We need to use our soft power to build Afghanistan from within. The military option not only doesn’t work, but exacerbates the problem. Guns and soldiers merely give the insurgency a cause for jihad against the “invaders” and solidifies their base. Increased American military operations also inevitably lead to more civilian casualties, which harms the American image.
U.S. troop escalation raises tensions in neighboring countries and prompts U.S. adversaries to further help the insurgency. It could heighten the rivalry between Pakistan and India, tempting Pakistan into further use of the Taliban as their proxy to counter the Indian influence in Afghanistan.
The soft power of nation-building would work because, despite 16 years of violence and setbacks, many Afghans still view the U.S. as an ally and friend, not as the invader they once viewed the Soviet Union during its occupation in 1980s.

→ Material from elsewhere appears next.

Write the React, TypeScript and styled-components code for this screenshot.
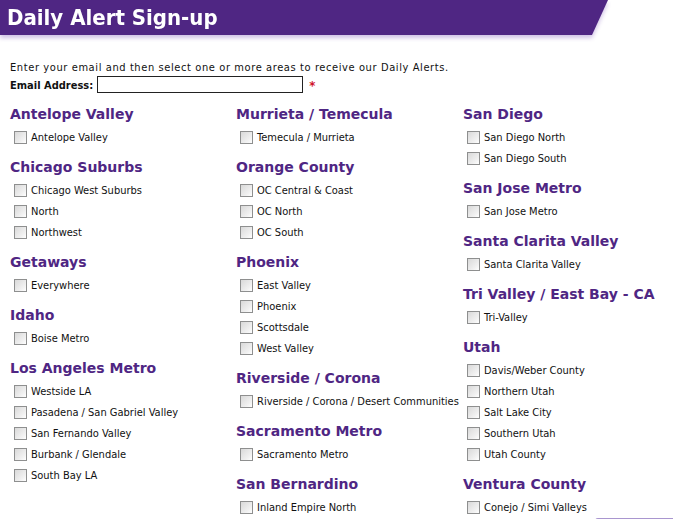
import React from "react";
import styled, { createGlobalStyle } from "styled-components";

const Global = createGlobalStyle`
  html, body { margin: 0; padding: 0; background: #ffffff; }
  body { font-family: "DejaVu Sans Condensed", "DejaVu Sans", sans-serif; font-size: 11px; color: #111; overflow: hidden; }
`;

const PURPLE = "#4f2683";

const Page = styled.div`
  width: 673px;
  height: 519px;
  overflow: hidden;
`;

const HeaderWrap = styled.div`
  width: 608px;
  filter: drop-shadow(0 3px 2px rgba(150, 120, 200, 0.45));
`;

const HeaderBar = styled.h1`
  margin: 0;
  height: 35px;
  background: ${PURPLE};
  clip-path: polygon(0 0, 100% 0, calc(100% - 16px) 100%, 0 100%);
  color: #fff;
  font-family: "DejaVu Sans Condensed", "DejaVu Sans", sans-serif;
  font-weight: bold;
  font-size: 22px;
  line-height: 35px;
  padding-left: 7px;
`;

const Body = styled.div`
  padding: 25px 0 0 10px;
`;

const Intro = styled.p`
  margin: 0;
  line-height: 16px;
  letter-spacing: 0.6px;
`;

const EmailRow = styled.div`
  display: flex;
  align-items: center;
  height: 19px;
`;

const EmailLabel = styled.label`
  font-weight: bold;
  margin-right: 4px;
`;

const EmailInput = styled.input`
  width: 202px;
  height: 13px;
  border: 1px solid #222;
  padding: 1px;
  margin: 0 0 2px 0;
  box-sizing: content-box;
`;

const Required = styled.span`
  color: #d0112b;
  font-weight: bold;
  font-size: 13px;
  margin-left: 6px;
`;

const Columns = styled.div`
  display: grid;
  grid-template-columns: 226px 227px 1fr;
`;

const Column = styled.div`
  display: flex;
  flex-direction: column;
`;

const Group = styled.div`
  padding-top: 9px;
`;

const Heading = styled.h2`
  margin: 0 0 2px 0;
  height: 21px;
  line-height: 21px;
  color: ${PURPLE};
  font-family: "DejaVu Sans", Verdana, sans-serif;
  font-weight: bold;
  font-size: 14px;
  white-space: nowrap;
`;

const Item = styled.label`
  display: flex;
  align-items: center;
  height: 21px;
  padding-left: 4px;
  white-space: nowrap;
`;

const Box = styled.span`
  width: 11px;
  height: 11px;
  border: 1px solid #8e8f8f;
  background: linear-gradient(135deg, #d9d9d9 0%, #f1f1f1 70%, #ffffff 100%);
  margin-right: 4px;
  flex: none;
`;

const Footer = styled.div`
  display: flex;
  justify-content: flex-end;
`;

const SubmitEdge = styled.div`
  width: 78px;
  height: 20px;
  border-top: 2px solid #a996cf;
  border-radius: 3px 0 0 0;
  background: #f7f4fb;
`;

type Section = { title: string; items: string[] };

const columns: Section[][] = [
  [
    { title: "Antelope Valley", items: ["Antelope Valley"] },
    { title: "Chicago Suburbs", items: ["Chicago West Suburbs", "North", "Northwest"] },
    { title: "Getaways", items: ["Everywhere"] },
    { title: "Idaho", items: ["Boise Metro"] },
    {
      title: "Los Angeles Metro",
      items: ["Westside LA", "Pasadena / San Gabriel Valley", "San Fernando Valley", "Burbank / Glendale", "South Bay LA"],
    },
  ],
  [
    { title: "Murrieta / Temecula", items: ["Temecula / Murrieta"] },
    { title: "Orange County", items: ["OC Central & Coast", "OC North", "OC South"] },
    { title: "Phoenix", items: ["East Valley", "Phoenix", "Scottsdale", "West Valley"] },
    { title: "Riverside / Corona", items: ["Riverside / Corona / Desert Communities"] },
    { title: "Sacramento Metro", items: ["Sacramento Metro"] },
    { title: "San Bernardino", items: ["Inland Empire North"] },
  ],
  [
    { title: "San Diego", items: ["San Diego North", "San Diego South"] },
    { title: "San Jose Metro", items: ["San Jose Metro"] },
    { title: "Santa Clarita Valley", items: ["Santa Clarita Valley"] },
    { title: "Tri Valley / East Bay - CA", items: ["Tri-Valley"] },
    { title: "Utah", items: ["Davis/Weber County", "Northern Utah", "Salt Lake City", "Southern Utah", "Utah County"] },
    { title: "Ventura County", items: ["Conejo / Simi Valleys"] },
  ],
];

export default function App() {
  return (
    <Page>
      <Global />
      <HeaderWrap>
        <HeaderBar>Daily Alert Sign-up</HeaderBar>
      </HeaderWrap>
      <Body>
        <Intro>Enter your email and then select one or more areas to receive our Daily Alerts.</Intro>
        <EmailRow>
          <EmailLabel htmlFor="email">Email Address:</EmailLabel>
          <EmailInput id="email" type="text" />
          <Required>*</Required>
        </EmailRow>
        <Columns>
          {columns.map((col, ci) => (
            <Column key={ci}>
              {col.map((s) => (
                <Group key={s.title}>
                  <Heading>{s.title}</Heading>
                  {s.items.map((it) => (
                    <Item key={it}>
                      <Box />
                      {it}
                    </Item>
                  ))}
                </Group>
              ))}
            </Column>
          ))}
        </Columns>
        <Footer>
          <SubmitEdge />
        </Footer>
      </Body>
    </Page>
  );
}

The generation of Afghans who were in their teens when the U.S. liberated Afghanistan from the yoke of Taliban are now in their 20s and 30s. They have tasted freedom of expression and the right to peaceably assemble. Women are now members of cabinets and Afghan parliament. None of that would have happened under the Taliban. U.S. values have taken root and grown in Afghanistan, and that’s why we don’t see mass demonstrations on the streets against the U.S. or Afghan government. The new generation appreciates the fact that there is no going back, and they want to preserve what has been accomplished. These successes are a result of American soft power.
There is no correlation between the number of NATO troops and the level of peace in rural areas. In places like Helmand, where the bulk of NATO forces is concentrated, violence levels are much higher than in areas where there are no foreign troops. Why? Because in places without troops, the villagers take matters into their own hands and defend themselves against Taliban.

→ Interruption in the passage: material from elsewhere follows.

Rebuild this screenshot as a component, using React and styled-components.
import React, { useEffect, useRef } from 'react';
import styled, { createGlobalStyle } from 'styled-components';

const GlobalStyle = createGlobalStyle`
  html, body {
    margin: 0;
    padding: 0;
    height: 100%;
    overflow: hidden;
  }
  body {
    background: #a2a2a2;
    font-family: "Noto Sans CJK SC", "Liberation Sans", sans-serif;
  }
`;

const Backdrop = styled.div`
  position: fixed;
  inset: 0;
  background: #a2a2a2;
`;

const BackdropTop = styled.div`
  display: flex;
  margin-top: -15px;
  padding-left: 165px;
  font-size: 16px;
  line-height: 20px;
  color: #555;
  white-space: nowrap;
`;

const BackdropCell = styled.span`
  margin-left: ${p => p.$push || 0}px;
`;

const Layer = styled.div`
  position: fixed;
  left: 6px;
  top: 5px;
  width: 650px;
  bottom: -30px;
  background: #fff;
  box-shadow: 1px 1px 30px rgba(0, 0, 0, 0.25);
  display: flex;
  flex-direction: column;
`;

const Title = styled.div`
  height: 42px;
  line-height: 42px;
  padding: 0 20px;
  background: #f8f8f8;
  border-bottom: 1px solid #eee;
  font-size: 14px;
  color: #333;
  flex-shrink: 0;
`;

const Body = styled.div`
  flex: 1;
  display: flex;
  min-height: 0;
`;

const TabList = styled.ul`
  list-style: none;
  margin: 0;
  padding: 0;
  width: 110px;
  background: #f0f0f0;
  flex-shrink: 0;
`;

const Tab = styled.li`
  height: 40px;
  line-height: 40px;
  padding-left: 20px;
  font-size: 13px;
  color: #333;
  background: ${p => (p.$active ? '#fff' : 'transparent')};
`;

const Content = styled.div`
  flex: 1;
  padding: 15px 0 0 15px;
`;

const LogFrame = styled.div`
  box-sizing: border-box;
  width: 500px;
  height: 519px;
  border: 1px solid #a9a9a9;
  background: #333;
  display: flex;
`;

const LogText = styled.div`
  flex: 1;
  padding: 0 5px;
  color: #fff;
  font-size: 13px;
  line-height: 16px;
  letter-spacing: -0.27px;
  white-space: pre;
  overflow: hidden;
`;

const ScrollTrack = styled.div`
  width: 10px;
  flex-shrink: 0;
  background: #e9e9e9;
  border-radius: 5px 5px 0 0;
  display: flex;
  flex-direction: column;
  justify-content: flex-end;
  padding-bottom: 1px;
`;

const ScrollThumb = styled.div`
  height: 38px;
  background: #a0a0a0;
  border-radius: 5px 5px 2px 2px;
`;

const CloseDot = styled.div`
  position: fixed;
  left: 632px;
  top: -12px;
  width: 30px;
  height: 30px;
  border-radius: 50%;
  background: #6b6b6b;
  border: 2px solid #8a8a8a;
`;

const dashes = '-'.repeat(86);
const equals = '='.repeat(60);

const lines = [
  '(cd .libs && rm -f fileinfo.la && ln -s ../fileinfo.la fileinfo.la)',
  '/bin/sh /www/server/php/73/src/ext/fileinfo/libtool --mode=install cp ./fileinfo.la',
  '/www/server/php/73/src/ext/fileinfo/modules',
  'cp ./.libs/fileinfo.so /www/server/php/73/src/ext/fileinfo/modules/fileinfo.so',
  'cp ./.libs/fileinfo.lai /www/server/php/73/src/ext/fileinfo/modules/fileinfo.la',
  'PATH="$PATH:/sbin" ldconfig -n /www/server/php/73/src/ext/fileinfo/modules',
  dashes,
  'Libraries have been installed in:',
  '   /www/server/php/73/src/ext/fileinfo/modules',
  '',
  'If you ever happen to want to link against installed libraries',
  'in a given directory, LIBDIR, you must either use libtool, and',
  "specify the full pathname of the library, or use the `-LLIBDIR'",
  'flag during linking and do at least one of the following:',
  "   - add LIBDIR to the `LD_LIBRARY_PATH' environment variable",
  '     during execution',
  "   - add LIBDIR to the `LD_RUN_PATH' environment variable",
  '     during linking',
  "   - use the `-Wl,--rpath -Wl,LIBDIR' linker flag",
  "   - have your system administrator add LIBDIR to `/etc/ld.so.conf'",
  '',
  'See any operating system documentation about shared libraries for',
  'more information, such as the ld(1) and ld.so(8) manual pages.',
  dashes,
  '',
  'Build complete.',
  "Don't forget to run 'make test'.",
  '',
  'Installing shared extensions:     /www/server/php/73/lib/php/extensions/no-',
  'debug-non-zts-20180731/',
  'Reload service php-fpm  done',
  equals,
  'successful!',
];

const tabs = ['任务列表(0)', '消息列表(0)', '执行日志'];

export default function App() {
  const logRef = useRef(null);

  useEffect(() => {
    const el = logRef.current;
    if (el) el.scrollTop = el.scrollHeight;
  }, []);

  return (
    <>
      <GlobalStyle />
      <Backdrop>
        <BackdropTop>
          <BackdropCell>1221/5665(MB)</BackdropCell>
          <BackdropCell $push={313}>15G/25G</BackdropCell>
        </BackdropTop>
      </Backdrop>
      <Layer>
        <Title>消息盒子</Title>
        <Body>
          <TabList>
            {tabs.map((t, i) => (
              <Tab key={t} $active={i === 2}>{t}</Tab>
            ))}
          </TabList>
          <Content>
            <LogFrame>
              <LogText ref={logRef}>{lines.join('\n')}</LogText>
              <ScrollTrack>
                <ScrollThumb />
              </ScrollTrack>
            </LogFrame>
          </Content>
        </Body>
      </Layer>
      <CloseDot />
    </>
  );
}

Afghan media reports that in the Mirzaka district of the Paktia province, village elders and tribal leaders impose hefty monetary fines on any who support or give sanctuary to insurgents. Some who violate this decree have been punished by the burning of their homes.
So, Mr. Trump, the facts strongly show that it’s time for a shift from military options to some nation-building. Yes, politically, it will be a hard sell in the U.S. Why would taxpayers support job creation in Afghanistan when their government is struggling to do the same at home?
But if they think of this as simply a shift in the allocation of funds that are already being spent, it makes sense. Americans did the same thing after World War II, nation-building in Japan and Germany, and it led to generations of peace that remains to this day.
Afghans must accept that this would not be a free lunch. If they fail to fulfill their responsibility to fight corruption and restore accountability, all the good will and money the U.S. can offer would fail. Afghans should prepare for more sacrifices and tighten their financial belts to help the U.S. help them.
Dropping the Mother of All Bombs may kill more insurgents, but it will do nothing to address the cause of the problem.